The second is a US$170 million bloc of Class A-2 bonds, also expected to be rated "A", but expected to be redeemed in Year 5, provided there is enough cash.

The Class A-1 and A-2 bonds have a final maturity of 10 years if they are not redeemed earlier.

There will also be US$100 million of 10-year, Class B bonds, expected to be rated "BBB", and finally, US$70 million of 10-year unrated Class C bonds. The Class B and C bonds may be redeemed early, but only after the Class A bonds have been fully repaid.

The Business Times understands that the Singapore dollar-denominated Class A-1 bonds, in particular, are seen as a testbed for a possible private-equity retail offering in Singapore down the road.

A spokesman for Azalea Asset Management, set up in 2015 to develop investment products based on private-equity funds for a wider range of investors, declined to comment, citing regulatory restrictions against marketing to the general public.

The deal, which is run by Credit Suisse and DBS Bank, is being marketed over the next month with issuance targeted in July.

The relatively long marketing period is understood to be a reflection of the uniqueness of the product, which is believed to be the first of its kind and will therefore require more time for investors to figure out how to price.

Private-equity funds are higher-risk products with high barriers to entry for investors. But Astrea III seeks to work around that in a number of ways.

The first is by being an investor in a large number of funds run by reputable general partners such as Blackstone, KKR, TPG and Warburg Pincus.
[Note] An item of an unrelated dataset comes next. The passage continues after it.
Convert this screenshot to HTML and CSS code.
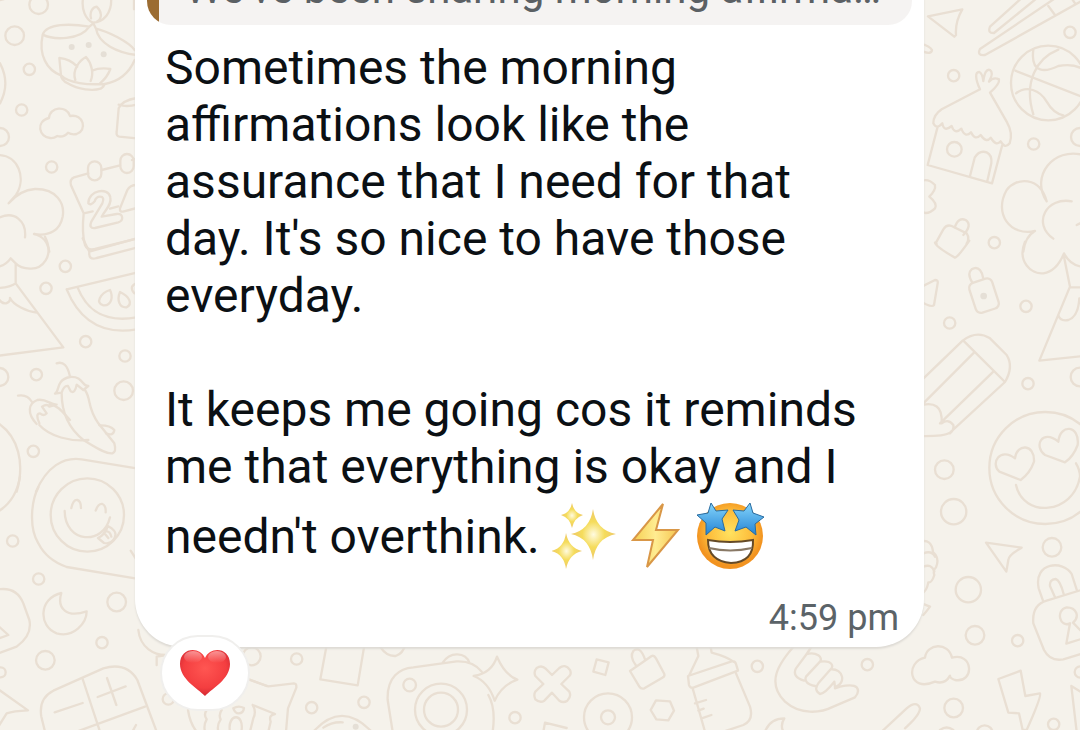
FILE: index.html
```html
<!DOCTYPE html>
<html lang="en">
<head>
<meta charset="utf-8">
<meta name="viewport" content="width=device-width, initial-scale=1">
<title>Chat</title>
<link rel="stylesheet" href="styles.css">
</head>
<body>
<main class="chat">
<svg class="wallpaper" viewBox="0 0 1080 730" preserveAspectRatio="xMidYMin slice" aria-hidden="true">
  <g transform="scale(.33333)">
    <circle cx="116" cy="14" r="28"/><circle cx="44" cy="107" r="28"/><circle cx="88" cy="208" r="17"/><circle cx="65" cy="330" r="17"/><circle cx="155" cy="501" r="17"/><circle cx="0" cy="411" r="27"/>
    <path d="M0 190Q32 250 0 310M-10 3L12-3M402-5V28"/>
    <path d="M250-10C242 30 258 58 278 68C310 66 338 40 333-10M273 55C268 35 278 22 290 20C306 35 307 55 292 64"/>
    <path d="M128 104C140 70 210 70 268 80L280 70L288 86C325 95 385 125 404 150M128 104C160 120 240 122 268 80M288 86C295 130 350 158 410 165M128 104C115 165 140 210 183 226M404 180C385 225 350 245 315 252"/>
    <path d="M183 226L178 174C200 176 218 185 232 200M226 240C215 210 240 180 258 171C275 190 282 220 272 243M276 212Q300 202 331 207Q322 232 300 250M183 226C205 250 265 255 313 252M183 226Q184 240 203 250C235 270 280 273 302 266Q312 260 313 252"/>
    <path d="M150 414C118 412 105 365 147 354C149 320 200 315 210 348C252 340 262 392 230 402Q215 405 204 398Q190 414 172 408Q160 416 150 414Z"/>
    <path d="M410 415L358 410Q348 408 350 396L356 325C365 305 385 298 410 294M356 314Q380 322 410 314"/>
    <path d="M-5 465C55 465 80 535 48 585L26 610Q60 570 105 567C170 566 195 610 188 650C180 690 150 710 102 702C130 708 142 725 148 755M-5 654C45 630 80 665 75 712"/>
    <path d="M265 520L222 532Q208 538 213 556L251 640Q245 700 255 735Q262 752 285 747L410 716M251 640L278 634M305 510L360 496M330 626L355 619M396 480L410 475"/>
    <rect x="264" y="484" width="40" height="57" rx="20"/><rect x="361" y="462" width="40" height="57" rx="20"/>
    <path d="M265 610C265 570 325 560 331 592C336 615 315 630 305 650L350 642C370 640 372 662 355 667L285 684Q265 686 274 665L307 610Q315 590 300 590Q288 590 284 604Q272 618 265 610ZM410 555Q390 555 382 570L360 625Q358 638 372 634L410 624"/>
    <g class="dots"><circle cx="215" cy="141" r="9"/><circle cx="266" cy="135" r="9"/><circle cx="311" cy="163" r="9"/></g>
  </g>
  <g transform="translate(0 240) scale(.33333)">
    <circle cx="196" cy="79" r="17"/><circle cx="138" cy="145" r="17"/><circle cx="257" cy="305" r="17"/><circle cx="375" cy="348" r="17"/><circle cx="109" cy="404" r="17"/><circle cx="100" cy="634" r="17"/><circle cx="371" cy="452" r="28"/><circle cx="-2" cy="411" r="27"/>
    <path d="M135-10C165 50 125 88 90 86Q60 84 47 70L32 55Q18 75-5 80M47 70V130L190 322L-5 347M47 130Q30 142-5 144M-5 175Q5 192 18 190Q32 185 30 174C40 195 80 215 110 218"/>
    <path d="M248-5L268 35L410-5M268 35Q265 62 290 54L410 23M200 148L410 98M200 148C240 245 310 285 410 268M233 143C260 210 310 250 410 232"/>
    <path d="M330 150C300 160 285 190 310 196C335 198 340 170 330 150ZM360 156C350 180 358 204 380 202C398 192 390 170 360 156ZM410 130Q385 138 403 160"/>
    <path d="M170 370Q200 360 210 410M165 461C180 455 165 420 210 411C250 408 245 440 265 438L250 450L230 434Q225 462 212 454L204 438Q192 436 185 458M185 460C185 510 200 560 250 600C285 620 315 642 337 640Q350 635 343 610L295 550C260 500 275 480 255 450M165 461L185 458"/>
    <path d="M54 467Q82 462 96 486M110 552C80 520 85 490 112 480C140 475 150 495 170 494L148 500Q142 490 126 500L140 520Q132 530 120 520Q105 520 118 550M150 492C180 500 190 520 210 540M118 555C150 590 210 605 265 600M298 556Q330 555 343 570Q340 590 318 580"/>
    <path d="M-5 550C55 590 75 670 50 755M108 755C140 680 190 650 245 658L410 685"/>
  </g>
  <g transform="translate(0 480) scale(.33333)">
    <circle cx="262" cy="105" r="110"/><circle cx="38" cy="183" r="17"/><circle cx="116" cy="297" r="17"/><circle cx="306" cy="488" r="17"/><circle cx="350" cy="366" r="28"/><circle cx="136" cy="541" r="28"/><circle cx="2" cy="577" r="15"/><circle cx="505" cy="657" r="17"/><circle cx="755" cy="529" r="27"/>
    <path d="M60-10Q48 62-5 94M115 22C95 60 85 140 115 190Q140 240 200 261L410 296M214 84Q220 58 232 60Q243 63 243 84M287 92Q295 70 307 72Q318 76 317 97M194 93C195 190 310 198 330 112M294 174Q318 162 323 138M294 174L312 189Q330 194 340 180Q355 160 335 145L323 138M312 158L325 174M320 154Q330 154 334 170"/>
    <path d="M-5 328Q50 320 70 370L88 420Q98 465 50 500L-5 520M-5 438L25 465L-5 476M184 339C115 355 115 440 170 460C220 475 260 430 260 394C200 415 170 385 184 339ZM392 212L410 240M-5 628L84 691Q40 693 20 700L-5 740"/>
    <path d="M135 755L124 710Q115 655 160 632L310 565Q380 545 412 600L470 755M247 594L300 755M230 755L435 680M164 697L248 669M321 594L349 675M293 651L377 619M397 755L408 735"/>
    <path d="M415 450C420 500 460 530 510 524M470 555V530L490 527M564 690Q570 730 590 755M620 690Q610 705 620 718Q610 735 615 755M665 690Q655 705 662 718Q650 735 655 755M700 685Q715 675 732 684Q730 700 716 700Q705 700 700 685M690 755C680 700 735 695 724 755M745 597L800 618"/>
  </g>
  <g transform="translate(920) scale(.33333)">
    <circle cx="450" cy="97" r="17"/><circle cx="101" cy="227" r="17"/><circle cx="341" cy="432" r="17"/><circle cx="223" cy="728" r="17"/><circle cx="480" cy="411" r="27"/><circle cx="385" cy="249" r="112"/><circle cx="103" cy="448" r="22"/>
    <path d="M24 49L127 28Q105 65 108 105L103 110ZM304-5L210 80Q202 100 222 99L350-5M405-5L180 147Q170 168 195 165L485 3M385 18L405 45M455-5L465 10M0 130Q30 138 36 150Q34 164 10 155"/>
    <path d="M286 212L490 292M415 149C350 175 310 245 340 343M340 149C330 225 380 215 415 198Q460 190 488 207M288 280C320 255 360 270 380 305Q400 340 430 346"/>
    <path d="M180 268L65 328Q40 345 40 370Q50 390 67 370Q72 398 95 378Q104 405 124 386Q135 415 153 397Q165 423 182 405Q198 430 212 413Q228 440 242 424Q255 448 269 430Q280 400 260 365L210 278M180 268C165 235 165 215 178 216Q187 220 190 243Q195 205 210 210Q222 218 207 245Q220 230 237 238Q240 252 210 278M53 380L23 495L216 550L246 438M150 528L164 473Q178 450 200 457Q217 465 214 490L202 543"/>
    <path d="M-5 548Q20 530 45 555Q48 570 28 590Q53 610 45 625Q20 650-5 630M50 732L48 728L70 688Q80 672 95 678L140 700Q150 715 140 730M104 683Q115 650 137 660Q158 675 130 705"/>
    <path d="M490 465C400 440 330 530 380 604C360 530 290 530 260 570C220 640 270 710 345 693Q315 710 310 755M455 604C380 590 335 670 400 716M490 665L470 675"/>
  </g>
  <g transform="translate(920 240) scale(.33333)">
    <circle cx="318" cy="199" r="17"/><circle cx="89" cy="249" r="17"/><circle cx="324" cy="431" r="17"/><circle cx="480" cy="411" r="28"/><circle cx="73" cy="689" r="28"/><circle cx="376" cy="684" r="168"/>
    <path d="M45 8Q48 20 105 53Q115 50 148 2M-5 145L45 120Q55 120 53 130L42 195Q35 205-5 180M157 128Q140 100 155 88C178 74 188 100 190 116"/>
    <rect x="156" y="120" width="72" height="94" rx="16" transform="rotate(-18 192 167)"/>
    <path d="M315 5C290 65 335 104 370 100Q410 94 432 40Q450 75 485 80M432 50L450 140L358 362L490 348M450 142H490M415 225Q420 245 445 240Q475 230 478 175"/>
    <path d="M-5 430L128 302Q170 270 210 295L260 345Q282 380 255 426L90 578Q70 590-5 588M130 302L255 426M162 338L-5 505M220 395L60 550M-5 498Q70 475 65 550Q85 535 100 555Q103 570 90 580"/>
    <path d="M302 720L238 695C210 670 240 620 285 655C290 610 345 610 342 665Q330 700 302 720ZM435 667L375 645C340 620 365 565 415 605C420 550 480 555 473 615Q460 650 435 667ZM288 735C310 835 460 825 480 710Q480 690 468 670"/>
    <g class="dots"><circle cx="191" cy="168" r="10"/></g>
  </g>
  <g transform="translate(900 480) scale(.33333)">
    <circle cx="161" cy="95" r="38"/><circle cx="205" cy="329" r="38"/><circle cx="456" cy="202" r="28"/><circle cx="225" cy="466" r="28"/><circle cx="353" cy="482" r="17"/><circle cx="161" cy="684" r="28"/><circle cx="461" cy="733" r="17"/><circle cx="541" cy="576" r="17"/><circle cx="254" cy="760" r="24"/>
    <path d="M258 188L365 203Q325 225 325 240L319 275ZM60 185Q95 175 99 216Q120 235 108 262Q98 270 103 285Q95 310 85 307Q80 335 65 340M70 220Q95 210 105 230M70 260Q95 250 103 275M65 370L90 380Q75 400 70 405"/>
    <path d="M430 365L416 325C400 245 490 240 515 282L531 332M465 352L450 318Q448 298 467 297Q480 300 491 342M550 328L440 362Q395 375 400 430L432 510Q450 545 490 538L550 520M510 430C480 445 465 390 500 382C530 382 540 410 519 428L545 455M510 430L499 491L550 475"/>
    <path d="M105 605C25 640 15 545 75 533C80 490 145 485 156 533C220 515 225 610 165 600Q150 595 150 587Q135 615 105 605ZM295 597L362 572L376 648L420 640Q425 650 380 750H368L357 700L325 698ZM514 618L530 755M514 618L550 640M120 750Q140 735 160 750"/>
  </g>
  <g transform="translate(250 640) scale(.33333)">
    <circle cx="140" cy="57" r="17"/><circle cx="185" cy="203" r="17"/><circle cx="342" cy="187" r="17"/><circle cx="479" cy="135" r="19"/><circle cx="795" cy="233" r="17"/><circle cx="573" cy="209" r="78"/><circle cx="573" cy="209" r="51"/>
    <path d="M0 120L55 139L132 130Q140 130 139 143L114 205L108 275M8 195L75 222Q55 225 62 245L55 275M8 195Q20 215 10 235L0 275M231 10L211 118L323 136L344 10M390 20Q410 50 437 48Q460 40 465 15M190 275Q275 180 365 275M220 263Q245 245 278 247"/>
    <path d="M428 275L413 180C410 110 450 85 490 82L620 64Q670 62 695 95M578 68Q595 42 622 43Q650 44 658 68M715 165Q738 205 728 275M741 50Q765 105 802 119Q755 135 734 182Q715 125 671 108Q725 100 741 50ZM906 105L928 84Q945 70 960 90Q965 102 958 108L934 132L958 155Q965 170 952 182Q940 190 928 182L906 158L883 182Q870 190 856 178Q850 165 856 155L880 132L856 108Q850 95 860 84Q875 74 887 86ZM880 275L885 248L950 264"/>
    <g class="dots"><circle cx="317" cy="260" r="9"/></g>
  </g>
  <g transform="translate(590 640) scale(.33333)">
    <circle cx="502" cy="79" r="17"/><circle cx="832" cy="74" r="17"/><circle cx="54" cy="232" r="21"/><circle cx="54" cy="232" r="72"/>
    <path d="M20 58L56 67L46 105L10 95ZM120 93L185 48Q192 45 198 55L223 102Q225 110 217 113L163 145Q153 148 148 140ZM137 75Q118 50 130 33Q150 15 165 58M198 181L240 184L252 212L235 241L199 238L182 210Z"/>
    <path d="M318 10L325 48L298 105M360 10L365 38Q410 50 430 65M294 108L425 64Q435 62 438 72L444 92L310 143Q300 145 297 135ZM308 145L345 275M438 100L480 200Q492 240 460 255L400 275M315 190L348 180M325 212L341 206M335 235L364 225"/>
    <path d="M620 10C560 75 530 130 585 185C630 225 690 220 730 200L795 172Q810 155 800 142Q790 132 750 140L735 145M668 15L650 42M650 42C680 35 700 52 690 65C730 60 730 80 722 88C760 85 770 130 735 142L733 125M650 42L618 85Q605 110 642 122M690 65L648 110Q640 130 675 138M722 88L685 130Q670 150 690 162Q705 160 733 125M525 275Q540 235 583 235Q570 255 580 275M875 275L950 205Q980 180 990 205Q990 225 945 265"/>
  </g>
</svg>
<article class="bubble">
  <blockquote class="quote">We've been sharing morning affirma…</blockquote>
  <div class="message">
    <p>Sometimes the morning<br>affirmations look like the<br>assurance that I need for that<br>day. It's so nice to have those<br>everyday.</p>
    <p>It keeps me going cos it reminds<br>me that everything is okay and I<br>needn't overthink. <svg class="emoji" viewBox="0 0 72 80" role="img" aria-label="Sparkles">
      <defs><radialGradient id="gold"><stop offset="0" stop-color="#fffbe0"/><stop offset=".5" stop-color="#f5dc5b"/><stop offset="1" stop-color="#edc76a"/></radialGradient></defs>
      <g fill="url(#gold)"><path d="M41 14Q44 35 64 39Q44 43 41 65Q38 43 19 39Q38 35 41 14Z"/><path d="M20 8Q22 18 31 20Q22 23 20 33Q18 23 9 20Q18 18 20 8Z"/><path d="M14 38Q17 53 30 56Q17 59 14 74Q12 59-1 56Q12 53 14 38Z"/></g></svg><svg class="emoji" viewBox="0 0 72 80" role="img" aria-label="Lightning">
      <defs><linearGradient id="bolt"><stop stop-color="#f5cf52"/><stop offset=".5" stop-color="#ffec91"/><stop offset="1" stop-color="#f5c54f"/></linearGradient></defs>
      <path d="M39 9L9 45H29L23 72L54 35H32Z" fill="url(#bolt)" stroke="#d99747" stroke-width="2"/></svg><svg class="emoji" viewBox="0 0 72 80" role="img" aria-label="Star-struck">
      <defs><radialGradient id="face" cy=".45"><stop stop-color="#ffe260"/><stop offset=".65" stop-color="#fdbd3b"/><stop offset="1" stop-color="#f29320"/></radialGradient><linearGradient id="star" x2="0" y2="1"><stop stop-color="#85d5fb"/><stop offset="1" stop-color="#2484d5"/></linearGradient></defs>
      <circle cx="34" cy="41" r="33" fill="url(#face)"/><path d="M12 45Q34 49 57 45Q58 67 35 68Q12 66 12 45Z" fill="#fff" stroke="#654a27" stroke-width="2"/><path d="M13 53Q34 58 56 53" fill="none" stroke="#897966" stroke-width="2"/>
      <g fill="url(#star)" stroke="#286ba0" stroke-width="1" stroke-linejoin="round"><path d="M15 8L20 16L32 15L26 24L29 36L19 32L10 40L10 28L1 20L12 18Z"/><path d="M54 8L57 18L68 22L59 29L60 40L50 32L39 36L43 25L37 15L48 16Z"/></g></svg></p>
  </div>
  <footer class="meta"><time datetime="16:59">4:59 pm</time></footer>
  <button class="reaction" type="button" aria-label="Red heart reaction">
    <svg viewBox="0 0 52 48" aria-hidden="true"><defs><radialGradient id="heart" cx=".5" cy=".4" r=".65"><stop stop-color="#ff5652"/><stop offset=".65" stop-color="#f43e40"/><stop offset="1" stop-color="#c9232e"/></radialGradient><linearGradient id="shine" x2="0" y2="1"><stop stop-color="#fff" stop-opacity=".45"/><stop offset="1" stop-color="#fff" stop-opacity="0"/></linearGradient></defs><path d="M26 47C18 39 1 30 1 15C1-2 21-3 26 9C31-3 51-2 51 15C51 30 34 39 26 47Z" fill="url(#heart)"/><ellipse cx="14" cy="8" rx="9" ry="6" fill="url(#shine)"/><ellipse cx="38" cy="8" rx="9" ry="6" fill="url(#shine)"/></svg>
  </button>
</article>
</main>
</body>
</html>
```
FILE: styles.css
```css
* { box-sizing: border-box; }
body { margin: 0; background: #f5f2eb; font-family: Roboto, sans-serif; }
.chat {
  position: relative;
  min-height: 100vh;
  padding: 0 156px 80px 135px;
  overflow: hidden;
}
.wallpaper {
  position: absolute;
  inset: 0;
  width: 100%;
  height: 100%;
  fill: none;
  stroke: #e9dfd3;
  stroke-width: 7;
  stroke-linecap: round;
  stroke-linejoin: round;
}
.dots { fill: #e5dfd6; stroke: none; }
.bubble {
  position: relative;
  margin-top: -48px;
  padding: 12px;
  background: #fff;
  border-radius: 48px;
  box-shadow: 0 2px 2px #dedbd5;
}
.quote {
  margin: 0;
  padding: 0 24px 12px 38px;
  border-radius: 24px;
  background: linear-gradient(to right, #9b6c32 12px, #f5f3f2 12px);
  color: #5b6064;
  font-size: 42px;
  line-height: 49px;
  white-space: nowrap;
  overflow: hidden;
}
.message {
  padding: 14px 18px 0;
  color: #0b1014;
  font-size: 48px;
  line-height: 57px;
}
.message p { margin: 0 0 57px; }
.message p:last-child { margin: 0; }
.emoji { width: 72px; height: 80px; vertical-align: -22px; }
.meta {
  padding: 22px 13px 0;
  color: #5b6368;
  font-size: 36px;
  line-height: 42px;
  text-align: right;
}
.message + .meta { margin-bottom: -4px; }
.reaction {
  position: absolute;
  left: 25px;
  bottom: -64px;
  display: flex;
  align-items: center;
  justify-content: center;
  width: 90px;
  height: 76px;
  padding: 0;
  border: 2px solid #f0efed;
  border-radius: 38px;
  background: #fff;
}
.reaction svg { width: 52px; height: 48px; }
```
The 34 funds in the portfolio hold stakes in more than 590 companies across a range of sectors, reducing the exposure that investors into Astrea have to failure in any single fund.

About 77 per cent of the funds are buyout funds, and the total portfolio has a weighted average vintage of seven years, which means that the assets are relatively mature and close to being cash generative as the underlying funds begin to make their exits.

That also reduces the credit risk for the fund, and provides confidence about cash flow for the bonds to maintain coupons and redemptions.

By structuring the product as bonds, Astrea also provides an additional layer of protection for bondholders, who rank above the equity partners in case of default.

Aberdeen Asset Management business development director Nicholas Hadow said the Temasek fund was capturing strong demand for alternative investments at the moment.

"They're tapping into a range of demand. You'd think this would be picked up by the private banks ... It's a market widening structure," he said.